1.1 - What other online sources of Palm programming answers are there?
Newsgroups

The main set of newsgroups are the pilot.* groups, hosted at news.falch.net. Your main Usenet server might have provided a copy of these newsgroups, but this is only good for reading. If you want to post to the newsgroups, you need to post to the official server.

Mailing Lists
  • The Pilot Unix mailing list is for users of GCC and PilRC.
  • The Palm Developer Forums are a series of mailing lists on a variety of topics. These mailing lists are also gatewayed to a dedicated Usenet server, if you prefer reading discussion groups that way. There are also searchable archives: your question may already have been asked and answered, so search the archives before posting.
Web Sites

Palm's Development Support site is an excellent resource, being very deep and broad. One section in particular you should visit is their FAQ-like Developer Knowledge Base.

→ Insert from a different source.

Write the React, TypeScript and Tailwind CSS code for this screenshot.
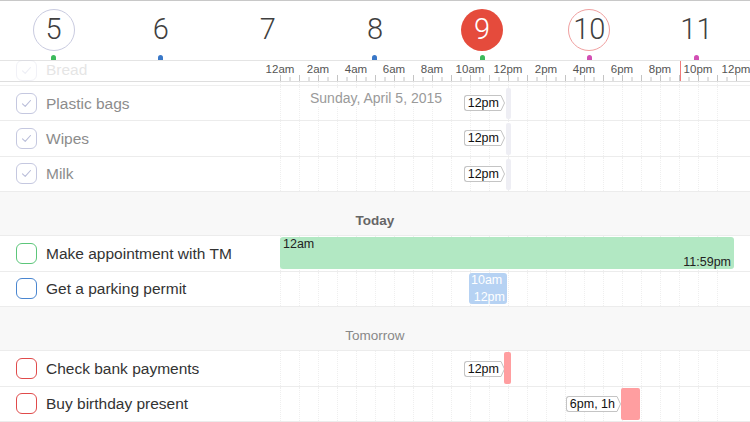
import React from 'react';

const days = [
  { n: '5', circle: 'border border-[#c9cbe0] text-[#3f3f3f]', dot: 'bg-[#3dba5c]' },
  { n: '6', circle: 'text-[#3f3f3f]', dot: 'bg-[#3a78c8]' },
  { n: '7', circle: 'text-[#3f3f3f]', dot: '' },
  { n: '8', circle: 'text-[#3f3f3f]', dot: 'bg-[#3a78c8]' },
  { n: '9', circle: 'bg-[#e54b3c] text-white', dot: 'bg-[#3dba5c]' },
  { n: '10', circle: 'border border-[#f0a0a0] text-[#3f3f3f]', dot: 'bg-[#d24fb4]' },
  { n: '11', circle: 'text-[#3f3f3f]', dot: 'bg-[#d24fb4]' },
];

const hours = ['12am', '2am', '4am', '6am', '8am', '10am', '12pm', '2pm', '4pm', '6pm', '8pm', '10pm', '12pm'];

function Grid() {
  return (
    <div className="absolute inset-0 flex pointer-events-none">
      {Array.from({ length: 24 }).map((_, i) => (
        <div key={i} className="w-[19px] shrink-0 h-full border-l border-dotted border-[#efefef]" />
      ))}
    </div>
  );
}

function Checkbox({ color, done }: { color: string; done?: boolean }) {
  return (
    <div className={`w-[21px] h-[21px] rounded-[6px] border flex items-center justify-center shrink-0 ${color}`}>
      {done && (
        <svg width="11" height="9" viewBox="0 0 11 9">
          <path d="M1.5 4.8 L4.2 7.3 L9.5 1.5" fill="none" stroke="#b9bdd9" strokeWidth="1.1" strokeLinecap="round" strokeLinejoin="round" />
        </svg>
      )}
    </div>
  );
}

function Tag({ text, className }: { text: string; className: string }) {
  return (
    <div className={`absolute flex items-center ${className}`}>
      <div className="h-[16px] pl-[3px] pr-[1px] bg-white border border-r-0 border-[#c4c4c4] rounded-l-[3px] text-[12.5px] leading-[14px] text-[#111]">
        {text}
      </div>
      <svg width="6" height="16" viewBox="0 0 6 16" className="-ml-px">
        <path d="M0 0.5 L2 0.5 L5.5 8 L2 15.5 L0 15.5" fill="white" stroke="#c4c4c4" strokeWidth="1" />
      </svg>
    </div>
  );
}

function Row({ box, label, done, children }: { box: string; label: string; done?: boolean; children?: React.ReactNode }) {
  return (
    <div className="flex h-[35.3px] border-b border-[#ececec]">
      <div className="w-[280px] shrink-0 flex items-center pl-4 gap-[9px]">
        <Checkbox color={box} done={done} />
        <span className={done ? 'text-[15.5px] text-[#8c8c8c]' : 'text-[15.5px] text-[#333]'}>{label}</span>
      </div>
      <div className="relative flex-1">
        <Grid />
        {children}
      </div>
    </div>
  );
}

function Section({ label, bold }: { label: string; bold?: boolean }) {
  return (
    <div className="h-[44.5px] bg-[#f8f8f8] border-b border-[#ececec] flex items-end justify-center pb-[4px]">
      <span className={bold ? 'text-[13.5px] font-bold text-[#666]' : 'text-[13.5px] text-[#888]'}>{label}</span>
    </div>
  );
}

export default function App() {
  return (
    <div className="w-[750px] h-[422px] overflow-hidden bg-white border-t border-[#c8c8c8] font-['Liberation_Sans',Arial,sans-serif]">
      {/* day strip */}
      <div className="grid grid-cols-7 border-b border-[#e4e4e4]">
        {days.map((d) => (
          <div key={d.n} className="flex flex-col items-center pt-[8px]">
            <div className={`w-[42px] h-[42px] rounded-full flex items-center justify-center font-['Roboto',sans-serif] font-light text-[29px] ${d.circle}`}>
              {d.n}
            </div>
            <div className={`mt-[4px] w-[5px] h-[5px] rounded-t-full ${d.dot}`} />
          </div>
        ))}
      </div>

      {/* ruler */}
      <div className="relative flex h-[21px] border-b border-[#dedede]">
        <div className="w-[280px] shrink-0 flex items-center pl-4 gap-[9px] opacity-25 -mt-[2px]">
          <Checkbox color="border-[#c9cbe0]" done />
          <span className="text-[15.5px] text-[#999]">Bread</span>
        </div>
        <div className="relative flex-1">
          <div className="flex -ml-[19px] pt-[2px]">
            {hours.map((h, i) => (
              <div key={i} className="w-[38px] shrink-0 text-center text-[11.5px] leading-[13px] text-[#555]">{h}</div>
            ))}
          </div>
          <svg width="470" height="7" className="absolute left-0 bottom-0">
            {Array.from({ length: 49 }).map((_, i) => (
              <line key={i} x1={i * 9.5 + 0.5} x2={i * 9.5 + 0.5} y1={i % 2 === 0 ? 1 : 3} y2={7} stroke="#c4c4c4" strokeWidth="1" />
            ))}
          </svg>
          <div className="absolute left-[400px] top-0 bottom-0 w-px bg-[#f07a7a]" />
        </div>
      </div>
      <div className="flex h-[4px] border-b border-[#efefef]">
        <div className="w-[280px]" />
        <div className="relative flex-1"><Grid /></div>
      </div>

      <Row box="border-[#c5c8e0]" label="Plastic bags" done>
        <div className="absolute left-[26px] top-[3px] px-[4px] bg-white/90 text-[14px] leading-[18px] text-[#9a9a9a]">Sunday, April 5, 2015</div>
        <Tag text="12pm" className="right-[calc(100%-225px)] top-1/2 -translate-y-1/2" />
        <div className="absolute left-[226px] top-[2px] bottom-[1px] w-[5px] rounded-[2px] bg-[#eeeef4]" />
      </Row>
      <Row box="border-[#c5c8e0]" label="Wipes" done>
        <Tag text="12pm" className="right-[calc(100%-225px)] top-1/2 -translate-y-1/2" />
        <div className="absolute left-[226px] top-[2px] bottom-[1px] w-[5px] rounded-[2px] bg-[#eeeef4]" />
      </Row>
      <Row box="border-[#c5c8e0]" label="Milk" done>
        <Tag text="12pm" className="right-[calc(100%-225px)] top-1/2 -translate-y-1/2" />
        <div className="absolute left-[226px] top-[2px] bottom-[1px] w-[5px] rounded-[2px] bg-[#eeeef4]" />
      </Row>

      <Section label="Today" bold />

      <Row box="border-[#5cc67a]" label="Make appointment with TM">
        <div className="absolute left-0 top-[1px] bottom-[2px] w-[454px] rounded-[3px] bg-[#b2e8c3] flex flex-col justify-between px-[3px] text-[12.5px] leading-[14px] text-[#222]">
          <span>12am</span>
          <span className="self-end">11:59pm</span>
        </div>
      </Row>
      <Row box="border-[#4a86d0]" label="Get a parking permit">
        <div className="absolute left-[189px] top-[1px] bottom-[2px] w-[38px] rounded-[3px] bg-[#b6d2f3] flex flex-col justify-between px-[2px] text-[12.5px] leading-[14px] text-white">
          <span>10am</span>
          <span className="self-end">12pm</span>
        </div>
      </Row>

      <Section label="Tomorrow" />

      <Row box="border-[#e04b4b]" label="Check bank payments">
        <Tag text="12pm" className="right-[calc(100%-225px)] top-1/2 -translate-y-1/2" />
        <div className="absolute left-[224px] top-[1px] bottom-[2px] w-[7px] rounded-[2px] bg-[#ff9ea0]" />
      </Row>
      <Row box="border-[#e04b4b]" label="Buy birthday present">
        <Tag text="6pm, 1h" className="right-[calc(100%-341px)] top-1/2 -translate-y-1/2" />
        <div className="absolute left-[341px] top-[1px] bottom-[1px] w-[19px] rounded-[2px] bg-[#ff9ea0]" />
      </Row>
    </div>
  );
}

You may also find some of the web pages linked in the FAQ's Resources section useful.

1.2 - What development tools are available?

Most Palm programs are written in C or C++, since these languages excel at keeping programs small, an essential quality given all of the platform's limits. Additionally, virtually all Palm programs have a GUI, which plays to one of C++'s strengths.

If your Favorite Language isn't C or C++, you're probably still in luck. By my count, there are Palm OS compilers for 9 different languages, not counting C/C++ and the various database tools: Java, Pascal, Basic, Python, Forth, Scheme, Smalltalk, CASL, and assembly language. And, many of those languages are represented in multiple development suites. The only popular language I can think of that doesn't yet have a Palm OS compiler is Perl.

For more details on these and other tools, see the FAQ's Tools section.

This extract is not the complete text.